Я хочу еще сказать Вам несколько слов о моем задуманном романе, он называется «Одержимые», и проводит ту мысль, что все люди (есть) чем ни то да одержимые, причем одержимость прямо пропорциональна таланту; попутно с этим в нем детально разбирается дилемма о женщине Дон Жуане. В общем, это будет хроника нашего рода, давшего такого гениального потомка, каким был Н.Е. и таких изумительных по силе духа женщин как мои две прабабушки и бабушка — мать Н.Е., а под конец, — образец истинно бесовской одержимости, как Ваша покорная слуга, которую в средние века обязательно сожгли бы на костре, — но «я из рода саламандр: не сгораю на кострах…», и хотя давно уже с истинно бесовской беспечностью жгу мою жизнь с двух концов, но до сих пор как видите, жива и даже умудряюсь вывертываться из самых рискованных положений.
Но это уже не для секретаря — прошу у него, или у нее, извинения за невольно вырвавшуюся фразу и кончаю письмо во избежание соблазна. А очень бы хотелось с Вами побеседовать…»

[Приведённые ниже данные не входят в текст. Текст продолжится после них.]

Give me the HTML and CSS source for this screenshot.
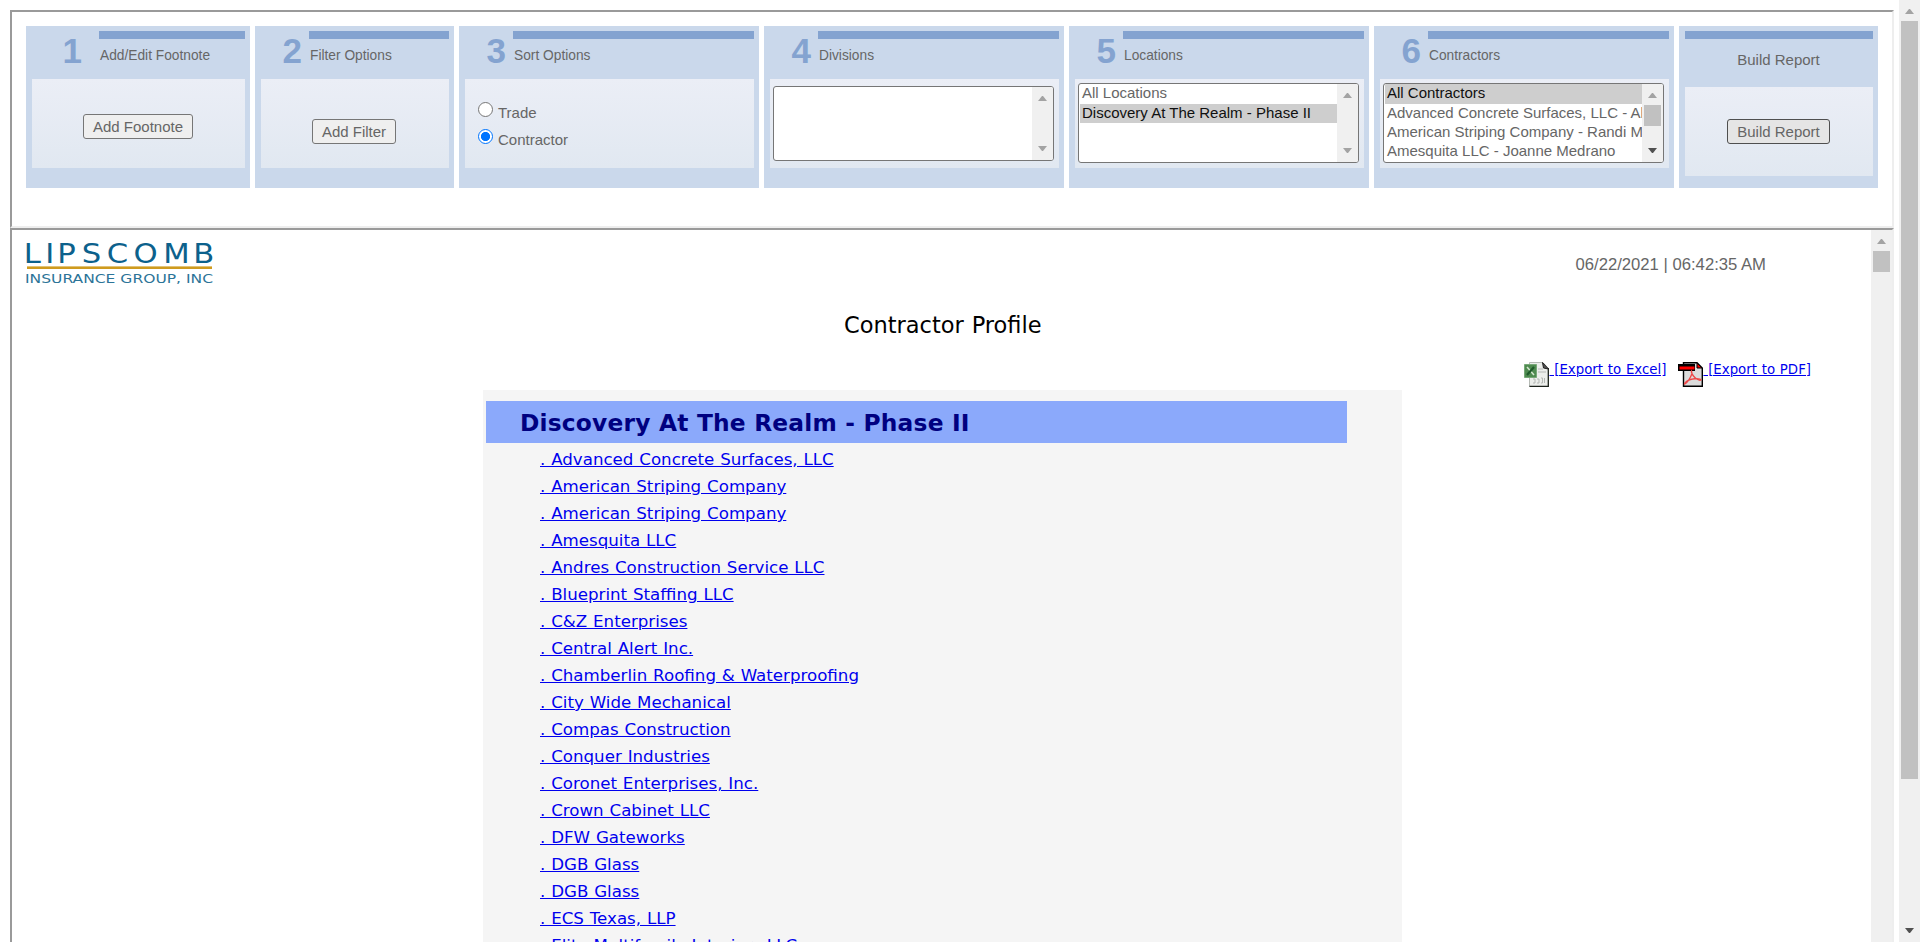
FILE: index.html
```html
<!DOCTYPE html>
<html lang="en">
<head>
<meta charset="utf-8">
<title>Contractor Profile</title>
<link rel="stylesheet" href="styles.css">
</head>
<body>
<div class="page">
  <main class="frames">
    <section class="frame options">
      <div class="panel p1">
        <header class="head"><span class="num">1</span><span class="label">Add/Edit Footnote</span></header>
        <div class="box center up"><button class="btn">Add Footnote</button></div>
      </div>
      <div class="panel p2">
        <header class="head"><span class="num">2</span><span class="label">Filter Options</span></header>
        <div class="box center"><button class="btn">Add Filter</button></div>
      </div>
      <div class="panel p3">
        <header class="head"><span class="num">3</span><span class="label">Sort Options</span></header>
        <div class="box radios">
          <label class="radio"><i class="dot"></i><span>Trade</span></label>
          <label class="radio"><i class="dot on"></i><span>Contractor</span></label>
        </div>
      </div>
      <div class="panel p3">
        <header class="head"><span class="num">4</span><span class="label">Divisions</span></header>
        <div class="box pick">
          <div class="list short"><div class="opts"></div>
            <div class="bar"><svg class="arrow" viewBox="0 0 9 5"><path d="M4 0h1l4 5H0z"/></svg><svg class="arrow" viewBox="0 0 9 5"><path d="M0 0h9L5 5H4z"/></svg></div></div>
        </div>
      </div>
      <div class="panel p3">
        <header class="head"><span class="num">5</span><span class="label">Locations</span></header>
        <div class="box pick">
          <div class="list"><div class="opts"><div class="opt">All Locations</div><div class="opt sel">Discovery At The Realm - Phase II</div></div>
            <div class="bar"><svg class="arrow" viewBox="0 0 9 5"><path d="M4 0h1l4 5H0z"/></svg><svg class="arrow" viewBox="0 0 9 5"><path d="M0 0h9L5 5H4z"/></svg></div></div>
        </div>
      </div>
      <div class="panel p3">
        <header class="head"><span class="num">6</span><span class="label">Contractors</span></header>
        <div class="box pick">
          <div class="list"><div class="opts"><div class="opt sel">All Contractors</div><div class="opt">Advanced Concrete Surfaces, LLC - Al</div><div class="opt">American Striping Company - Randi M</div><div class="opt">Amesquita LLC - Joanne Medrano</div></div>
            <div class="bar"><svg class="arrow" viewBox="0 0 9 5"><path d="M4 0h1l4 5H0z"/></svg><div class="thumb small"></div><svg class="arrow dark" viewBox="0 0 9 5"><path d="M0 0h9L5 5H4z"/></svg></div></div>
        </div>
      </div>
      <div class="panel p7">
        <header class="head tall"><span class="label">Build Report</span></header>
        <div class="box center last"><button class="btn hot">Build Report</button></div>
      </div>
    </section>

    <section class="frame report">
      <div class="content">
        <div class="masthead">
          <svg class="logo" width="190" height="46" viewBox="0 0 190 46">
            <text class="brand" transform="scale(1.18 1)" x="-2 16.4 26.6 47.3 68.5 91.2 116.4 141.8" y="19.500">LIPSCOMB</text>
            <rect x="1" y="23.400" width="185" height="2.600" fill="#cf9b1e"/>
            <text class="sub" x="-1" y="39.700" textLength="188" lengthAdjust="spacingAndGlyphs">INSURANCE GROUP, INC</text>
          </svg>
          <span class="date">06/22/2021 | 06:42:35 AM</span>
        </div>
        <h1 class="title">Contractor Profile</h1>
        <div class="exports">
          <a class="export" href="#"><svg class="ico" viewBox="0 0 25 25">
            <path d="M5.500 .5H19l5.500 6v18h-19z" fill="#eceeeb" stroke="#b5bab5"/>
            <path d="M24.300 6v18.500H5.500" fill="none" stroke="#1c221c" stroke-width="1.300"/>
            <path d="M18.500.5l6 6.500-5-1z" fill="#555" stroke="#222"/>
            <path d="M14 7h5M14 10h8M9 17h2v4H9M13 17h2v4h-2M17 16h1.500v5H17M20.500 16v5" stroke="#b4b7b4" fill="none"/>
            <path d="M.5 2.500h12v13H.5z" fill="#4f8b50" stroke="#77a877"/>
            <path d="M3 5l7 8" stroke="#d5e8d0" stroke-width="1.500"/><path d="M10 5l-7 8" stroke="#1f5a2a" stroke-width="2.200"/>
          </svg><span>&nbsp;[Export to Excel]</span></a>
          <a class="export" href="#"><svg class="ico" viewBox="0 0 25 25">
            <path d="M5.500.7H19l5.300 5.300v18.300H5.500z" fill="#dcdcdc" stroke="#000" stroke-width="1.400"/>
            <path d="M19 1v5h5z" fill="#e00" stroke="#000"/>
            <path d="M0 2h17v7H0z" fill="#000"/><path d="M1.500 4.500h15v3h-15z" fill="#f00"/>
            <path d="M13.500 9c1 2-.5 5.500-2.500 8.500-1.500 2.500-3.500 4.500-4.500 4.500 0-2 4-4.500 8-5 4-.6 8-.5 8.500 1-2 1-5.500-1.500-7.500-4-1.500-2-2.500-4-2-5z" fill="none" stroke="#ee4747" stroke-width="1.300"/>
          </svg><span>&nbsp;[Export to PDF]</span></a>
        </div>
        <div class="sheet">
          <h2 class="place">Discovery At The Realm - Phase II</h2>
          <ul class="names">
            <li><a href="#">. Advanced Concrete Surfaces, LLC</a></li>
            <li><a href="#">. American Striping Company</a></li>
            <li><a href="#">. American Striping Company</a></li>
            <li><a href="#">. Amesquita LLC</a></li>
            <li><a href="#">. Andres Construction Service LLC</a></li>
            <li><a href="#">. Blueprint Staffing LLC</a></li>
            <li><a href="#">. C&amp;Z Enterprises</a></li>
            <li><a href="#">. Central Alert Inc.</a></li>
            <li><a href="#">. Chamberlin Roofing &amp; Waterproofing</a></li>
            <li><a href="#">. City Wide Mechanical</a></li>
            <li><a href="#">. Compas Construction</a></li>
            <li><a href="#">. Conquer Industries</a></li>
            <li><a href="#">. Coronet Enterprises, Inc.</a></li>
            <li><a href="#">. Crown Cabinet LLC</a></li>
            <li><a href="#">. DFW Gateworks</a></li>
            <li><a href="#">. DGB Glass</a></li>
            <li><a href="#">. DGB Glass</a></li>
            <li><a href="#">. ECS Texas, LLP</a></li>
            <li><a href="#">. Elite Multifamily Interiors LLC</a></li>
          </ul>
        </div>
      </div>
      <div class="bar"><svg class="arrow" viewBox="0 0 9 5"><path d="M4 0h1l4 5H0z"/></svg><div class="thumb small"></div></div>
    </section>
  </main>
  <div class="bar outer"><svg class="arrow" viewBox="0 0 9 5"><path d="M4 0h1l4 5H0z"/></svg><div class="thumb tallthumb"></div><svg class="arrow dark" viewBox="0 0 9 5"><path d="M0 0h9L5 5H4z"/></svg></div>
</div>
</body>
</html>
```

FILE: styles.css
```css
* { box-sizing: border-box; }
body { margin: 0; background: #fff; color: #666; font-family: "Liberation Sans", Arial, sans-serif; font-size: 15px; overflow: hidden; }
.page { display: flex; height: 942px; overflow: hidden; }
.frames { flex: 1; padding: 10px 5px 0 10px; display: flex; flex-direction: column; min-width: 0; }
.frame { border: 2px solid; border-color: #9a9a9a #eeeeee #eeeeee #9a9a9a; display: flex; }
.options { height: 218px; flex: none; padding: 14px 0 0 14px; gap: 5px; align-items: flex-start; }
.report { height: 760px; flex: none; }

/* option panels */
.panel { height: 162px; background: #cad8eb; padding: 5px 5px 0 6px; }
.p1 { width: 224px; --n: 67px; --np: 17px; }
.p2 { width: 199px; --n: 48px; --np: 7px; }
.p3 { width: 300px; --n: 48px; --np: 7px; }
.p7 { width: 199px; }
.head { display: flex; height: 48px; }
.num { width: var(--n); padding-right: var(--np); text-align: right; font-weight: bold; font-size: 35px; line-height: 40px; color: #84a3d0; }
.label { flex: 1; border-top: 8px solid #84a3d0; padding: 9px 0 0 1px; font-size: 13.75px; line-height: 16px; }
.tall { height: 56px; }
.tall .label { font-size: 15px; text-align: center; padding: 12px 1px 0 0; line-height: 18px; }
.box { height: 89px; background: linear-gradient(#ebeef6, #e1e8f1); }
.center { display: flex; justify-content: center; align-items: flex-start; padding: 40px 7px 0 0; }
.p1 .center { padding: 35px 1px 0 0; }
.p2 .center { padding-right: 2px; }
.p7 .center { padding: 32px 1px 0 0; }
.btn { height: 25px; padding: 0 8.750px; border: 1px solid #767676; border-radius: 3px; background: #efefef; color: #666; font: 15px/23px "Liberation Sans", Arial, sans-serif; }
.hot { border-color: #4f4f4f; background: #e5e5e5; }
.radios { padding: 23px 0 0 13px; }
.radio { display: flex; gap: 5px; height: 27px; line-height: 21px; }
.dot { width: 15px; height: 15px; border: 1px solid #767676; border-radius: 50%; background: #fff; }
.on { border: 1.500px solid #0075ff; background: radial-gradient(circle, #0075ff 4.200px, #fff 5px); }

/* list boxes */
.pick { padding: 4px 5px 0 3px; }
.list { display: flex; width: 281px; height: 80px; border: 1px solid #767676; border-radius: 3px; background: #fff; overflow: hidden; }
.short { height: 75px; margin-top: 3px; }
.opts { flex: 1; min-width: 0; padding-left: 1px; }
.opt { height: 19px; padding-left: 2px; line-height: 17px; white-space: nowrap; overflow: hidden; }
.opt:first-child { height: 20px; }
.sel { background: #cecece; color: #101010; }

/* scroll bars */
.bar { width: 21px; flex: none; background: #f0f0f0; display: flex; flex-direction: column; align-items: center; padding: 9px 0; }
.arrow { width: 9px; height: 5px; flex: none; fill: #a3a3a3; }
.arrow:last-child:not(:first-child) { margin-top: auto; }
.dark { fill: #505050; }
.thumb { width: 17px; background: #c1c1c1; margin-top: 7px; flex: none; }
.small { height: 21px; }
.tallthumb { height: 758px; }

/* report */
.content { flex: 1; min-width: 0; padding-left: 14px; background: #fff; }
.masthead { display: flex; justify-content: space-between; height: 80px; padding: 13px 105px 0 0; }
.logo { flex: none; overflow: visible; }
.brand { font: 26px "DejaVu Sans", sans-serif; fill: #0c618c; }
.sub { font: 12px "DejaVu Sans", sans-serif; fill: #2c7498; }
.date { font-size: 16.670px; line-height: 20px; padding-top: 12px; white-space: nowrap; }
.title { margin: 0; padding-left: 818px; height: 52px; color: #000; font: 22.500px/30px "DejaVu Sans", Verdana, sans-serif; word-spacing: .7px; }
.exports { display: flex; justify-content: flex-end; gap: 12px; height: 28px; padding-right: 60px; }
.export { display: flex; color: #0000ee; font: 13.330px/16px "DejaVu Sans", Verdana, sans-serif; word-spacing: .5px; white-space: nowrap; }
.ico { width: 25px; height: 25px; }
.sheet { width: 919px; height: 700px; margin-left: 457px; padding: 11px 0 0 3px; background: #f5f5f5; }
.place { width: 861px; height: 42px; margin: 0; padding: 1px 0 0 34px; background: #8ba9fb; color: #000080; font: bold 23.330px/42px "DejaVu Sans", Verdana, sans-serif; letter-spacing: .2px; }
.names { list-style: none; margin: 3px 0 0; padding: 0 0 0 54px; font: 16.670px/27px "DejaVu Sans", Verdana, sans-serif; word-spacing: .57px; }
.names li { height: 27px; }
.names a { display: inline-block; color: #0000ee; }
.names a::first-letter { letter-spacing: 1.2px; }
```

Долго колебалась я — публиковать ли это — одно из самых горчайших писем Веры, адресованное В. Бонч-Бруевичу, который ей не раз помогал, спасал ее даже и от ареста, и не только ее, но и тех людей, за которых она просила его по старой памяти (в частности, Вериным хлопотам и заступлению Бонч-Бруевича обязан жизнью мой дед Иван Домбровский), но потом все же решилась я это письмо «открыть», уповая только на одно — на веру в созидательную силу Истины Христовой, без чего мы вообще не можем найти спасительной пользы в размышлениях о жизни человеческой, исполненной, увы, даже, в казалось бы, «безгрешных» личностях неправд и греха; никогда бы не смогли найти того единственно верного и спасительного подхода к ошибкам и падениям своим — и других, и, наконец, к борьбе человека с самим собой за восстановление в себе образа и подобия Божия.
…Передо мной лежало Евангелие, раскрытое на том месте, где повествуется о том, как ко Христу приводят грешницу, застигнутую в прелюбодеянии. «Учитель! Эта женщина взята в прелюбодеянии; а Моисей в законе заповедал нам побивать таких камнями: Ты что скажешь?» (Ин.8:4–5).